Sandra Parshall said...

I've just realized that The Anatomist's Wife is a first novel, and I've moved it from my Best Historical list to my Best First list. Lovely book. I recommend it.

Rick Helms said...

For once, I have a mystery novel out that isn't overtly violent, and there's not a moment of sex anywhere in it. Kind of hoping someone will consider putting THE UNRESOLVED SEVENTH (Five Star), featuring my forensic psychologist with Asperger's Syndrome, Ben Long, up for an Agatha.

Man. Me wishing for an Agatha mention. Feels really strange...

Kathleen Ernst said...

Excellent post!
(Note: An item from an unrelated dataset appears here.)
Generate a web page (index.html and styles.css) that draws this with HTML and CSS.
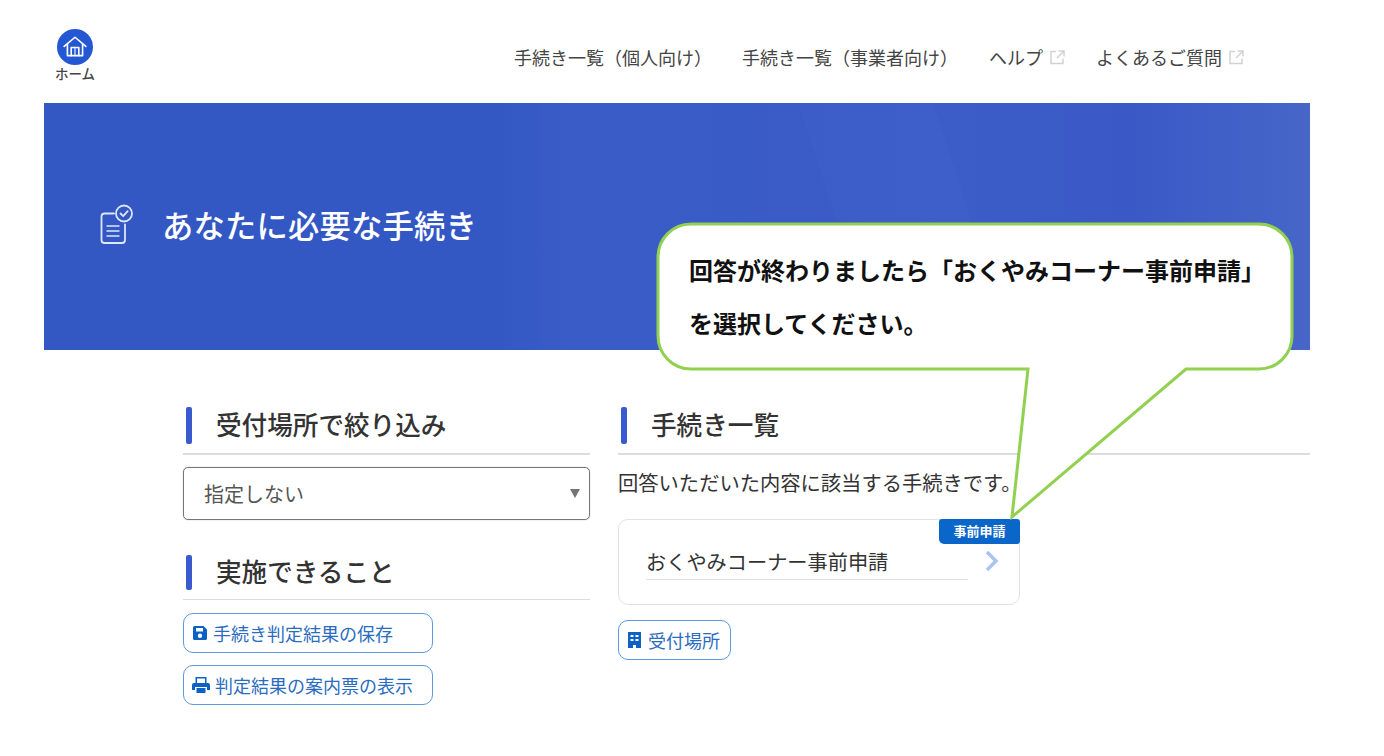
FILE: index.html
```html
<!DOCTYPE html>
<html lang="ja">
<head>
<meta charset="utf-8">
<title>あなたに必要な手続き</title>
<link rel="stylesheet" href="styles.css">
</head>
<body>
<div class="page">
  <header class="header">
    <a class="home">
      <span class="home-circle">
        <svg width="26" height="26" viewBox="0 0 24 24" fill="none" stroke="#fff" stroke-width="1.5" stroke-linejoin="round" stroke-linecap="round"><path d="M2 11.500 12 3l10 8.500"/><path d="M5 9.500v10.500h14V9.500"/><path d="M8.500 20v-7.500h7V20"/><path d="M12 12.500V20" stroke-width="1"/></svg>
      </span>
      <span class="home-label">ホーム</span>
    </a>
    <nav class="nav">
      <a class="nav-item nav-wide">手続き一覧（個人向け）</a>
      <a class="nav-item nav-wide">手続き一覧（事業者向け）</a>
      <a class="nav-item">ヘルプ<svg class="ext" width="15" height="15" viewBox="0 0 15 15" fill="none" stroke="#d2d2d2" stroke-width="1.500"><path d="M6 1.500H1v12h12V8.500M8.500 1H14v5.500M14 1 7 8"/></svg></a>
      <a class="nav-item">よくあるご質問<svg class="ext" width="15" height="15" viewBox="0 0 15 15" fill="none" stroke="#d2d2d2" stroke-width="1.500"><path d="M6 1.500H1v12h12V8.500M8.500 1H14v5.500M14 1 7 8"/></svg></a>
    </nav>
  </header>

  <section class="hero">
    <svg class="hero-icon" width="36" height="42" viewBox="0 0 36 42" fill="none" stroke="#dfe6fa" stroke-width="1.800" stroke-linecap="round" stroke-linejoin="round"><path d="M16 9.500H6.500Q3.500 9.500 3.500 12.500V36Q3.500 39 6.500 39H24Q27 39 27 36V20.500"/><circle cx="26" cy="9.500" r="8"/><path d="M22.500 9.500l2.700 2.700 4.500-5"/><path d="M9 22h12M9 27h12M9 32h12" stroke-width="1.400"/></svg>
    <h1 class="hero-title">あなたに必要な手続き</h1>
  </section>

  <main class="main">
    <aside class="side">
      <h2 class="heading">受付場所で絞り込み</h2>
      <div class="select">
        <span>指定しない</span>
        <span class="caret"></span>
      </div>
      <h2 class="heading heading-thin">実施できること</h2>
      <div class="actions">
        <a class="btn btn-wide">
          <svg width="16" height="16" viewBox="0 0 16 16" fill="#0b62c4"><path fill-rule="evenodd" d="M2.500 1h9L15 4.500v9A1.500 1.500 0 0 1 13.500 15h-11A1.500 1.500 0 0 1 1 13.500v-11A1.500 1.500 0 0 1 2.500 1ZM4 3v3.500h7V3ZM8 8.500a2.200 2.200 0 1 0 0 4.400 2.200 2.200 0 0 0 0-4.400Z"/></svg>
          手続き判定結果の保存
        </a>
        <a class="btn btn-wide">
          <svg width="18" height="18" viewBox="0 0 18 18" fill="#0b62c4"><path fill-rule="evenodd" d="M3.500 1h11v6H13V2.500H5V7H3.500ZM2 7h14a2 2 0 0 1 2 2v5h-3v-3H3v3H0V9a2 2 0 0 1 2-2ZM4.500 12h9v5h-9Z"/></svg>
          判定結果の案内票の表示
        </a>
      </div>
    </aside>

    <section class="content">
      <h2 class="heading">手続き一覧</h2>
      <p class="lead">回答いただいた内容に該当する手続きです。</p>
      <div class="card">
        <span class="badge">事前申請</span>
        <div class="card-row">
          <span class="card-name">おくやみコーナー事前申請</span>
          <svg class="chev" width="16" height="22" viewBox="0 0 16 22" fill="none" stroke="#a9c3f2" stroke-width="3.500"><path d="M3 2l9 9-9 9"/></svg>
        </div>
      </div>
      <a class="btn btn-small">
        <svg width="15" height="18" viewBox="0 0 15 18" fill="#0b62c4"><path fill-rule="evenodd" d="M1 1h13v16H9v-3H6v3H1ZM3.500 4v2h3V4Zm5 0v2h3V4ZM3.500 8v2h3V8Zm5 0v2h3V8Z"/></svg>
        受付場所
      </a>
    </section>
  </main>

  <aside class="callout">
    <svg class="callout-shape" width="644" height="304" viewBox="0 0 644 304">
      <path d="M35 2H603A33 33 0 0 1 636 35V114A33 33 0 0 1 603 147H530L356 295 372 147H35A33 33 0 0 1 2 114V35A33 33 0 0 1 35 2Z" fill="#fff" stroke="#92d050" stroke-width="3"/>
    </svg>
    <p class="callout-text">回答が終わりましたら「おくやみコーナー事前申請」<br>を選択してください。</p>
  </aside>
</div>
</body>
</html>
```

FILE: styles.css
```css
* { box-sizing: border-box; }
html, body { margin: 0; padding: 0; background: #fff; }
body {
  font-family: "Noto Sans CJK JP", "Noto Sans", sans-serif;
  color: #333;
}
h1, h2, p { margin: 0; font-weight: 500; }
.page { position: relative; width: 1384px; height: 756px; overflow: hidden; }

.header {
  height: 103px;
  padding: 29px 0 0 55px;
  display: flex;
  align-items: flex-start;
}
.home { display: flex; flex-direction: column; align-items: center; width: 40px; }
.home-circle {
  width: 36px; height: 36px; border-radius: 50%;
  background: #2458d3;
  display: flex; align-items: center; justify-content: center;
}
.home-label { font-size: 13.500px; line-height: 16px; color: #444; white-space: nowrap; font-weight: 500; }

.nav {
  display: flex;
  align-items: center;
  margin-left: 419px;
  height: 56px;
  font-size: 18px;
  color: #444;
}
.nav-item { display: flex; align-items: center; white-space: nowrap; }
.nav-wide { margin-right: 30px; }
.nav-wide:nth-child(2) { margin-right: 31px; }
.ext { margin-left: 7px; margin-right: 31px; }

.hero {
  margin-left: 44px;
  width: 1266px;
  height: 247px;
  background:
    linear-gradient(72deg, transparent 62%, rgba(255,255,255,0.012) 62%, rgba(255,255,255,0.012) 72%, transparent 72%),
    linear-gradient(90deg, #3358c4 0%, #3358c4 36%, #3a5cc7 42%, #395bc6 55%, #3c5cc8 72%, #3a59c6 86%, #4766c8 100%);
  display: flex;
  align-items: center;
  padding: 0 0 0 54px;
}
.hero-icon { margin: -4px 27px 0 0; flex: none; }
.hero-title { font-size: 31.300px; color: #fff; font-weight: 500; margin: -4px 0 0 1px; letter-spacing: 0.2px; }

.main {
  display: flex;
  padding: 52px 0 0 183px;
  gap: 28px;
  width: 1310px;
}
.side { width: 407px; flex: none; }
.content { flex: 1; }

.heading {
  position: relative;
  height: 53px;
  padding: 1px 0 0 33px;
  font-size: 25.600px;
  line-height: 41px;
  color: #333;
  border-bottom: 2px solid #dcdcdc;
}
.heading::before {
  content: "";
  position: absolute;
  left: 3px; top: 5px;
  width: 6px; height: 37px;
  border-radius: 2px;
  background: #3a5bd0;
}
.heading-thin { border-bottom-width: 1px; margin-top: 30px; height: 50px; padding-top: 0; }
.heading-thin::before { top: 5px; height: 35px; }

.select {
  margin-top: 12px;
  height: 53px;
  border: 1px solid #767676;
  border-radius: 5px;
  box-shadow: 0 0 1px #888;
  padding: 0 7px 0 20px;
  display: flex; align-items: center; justify-content: space-between;
  font-size: 20px;
  color: #555;
}
.caret {
  width: 0; height: 0;
  border-left: 5px solid transparent;
  border-right: 5px solid transparent;
  border-top: 9px solid #757575;
  margin-right: 2px;
}

.actions { display: flex; flex-direction: column; gap: 12px; margin-top: 13px; }
.btn {
  display: inline-flex;
  align-items: center;
  height: 40px;
  border: 1.500px solid #5a9ae0;
  border-radius: 10px;
  background: #fff;
  color: #2a6cc0;
  font-size: 18px;
  font-weight: 400;
  white-space: nowrap;
  padding: 0 0 0 8px;
  gap: 5px;
}
.btn-wide { width: 250px; }
.btn-small { width: 113px; margin-top: 15px; gap: 6px; }

.lead { font-size: 20.300px; color: #333; line-height: 26px; margin-top: 14px; font-weight: 400; }

.card {
  position: relative;
  margin-top: 24px;
  width: 402px;
  height: 86px;
  border: 1.500px solid #e2e2e2;
  border-radius: 10px;
  padding: 25px 19px 0 27px;
}
.badge {
  position: absolute;
  right: -1px; top: -1px;
  width: 81px; height: 25px;
  background: #0b66c9;
  border-radius: 3px 3px 3px 5px;
  color: #fff;
  font-size: 13px;
  font-weight: 700;
  text-align: center;
  line-height: 24px;
}
.card-row { display: flex; align-items: flex-start; }
.card-name {
  width: 323px;
  height: 35px;
  font-size: 20.200px;
  line-height: 34px;
  color: #333;
  border-bottom: 1px solid #e2e2e6;
  white-space: nowrap;
  font-weight: 400;
}
.chev { margin: 5px 0 0 16px; }

.callout { position: absolute; left: 656px; top: 222px; width: 644px; height: 304px; }
.callout-shape { position: absolute; left: 0; top: 0; }
.callout-text {
  position: absolute;
  left: 33px; top: 21px;
  font-size: 24px;
  line-height: 53px;
  font-weight: 700;
  color: #111;
  white-space: nowrap;
}
```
I sometimes think I'm the only one who struggles with the nomination form. I wish the wording was "Best Contemporary Novel" and "Best Historical Novel," because the current language seems to suggest that historicals are a slightly lesser form. I hope that changes...

Sandra Parshall said...

I was a little thrown when they separated out historicals, Kathleen, because so many historical mysteries are traditional (as far as I can tell, anyway!). I would hate to think that a wonderful historical might miss out on winning for Best Novel.

Sasscer Hill said...

Great post, Sandy. I too struggle with the ballot, but had no trouble listing Bleeding Through in the Best First section on my copy. Of course, I listed Racing from Death too, I'd be lying if I said I didn't. Fingers crossed and wishing us luck! See you at Malice.

Sandra Parshall said...

Sasscer, I hope you meant Best Novel, not Best First. :-)

Linda Rodriguez said...

Sandra, thanks so much for the lovely mention!

And I agree that you shouldn't give your teapot back. :-) I would still classify your novels as "traditional." I think that the focus is really on the fair-play mystery plot and no EXCESSIVE violence on the page or EXPLICIT sex on the page. I capitalized those adjectives because I think they're key.

And I love the historical mystery category. It helps with the dread choosing-between problem. Now, I can list Jeri Westerson and Rhys Bowen there, leaving two more spots on my best novel list to go with BLEEDING THROUGH, THE BUZZARD TABLE, and A FATAL WINTER.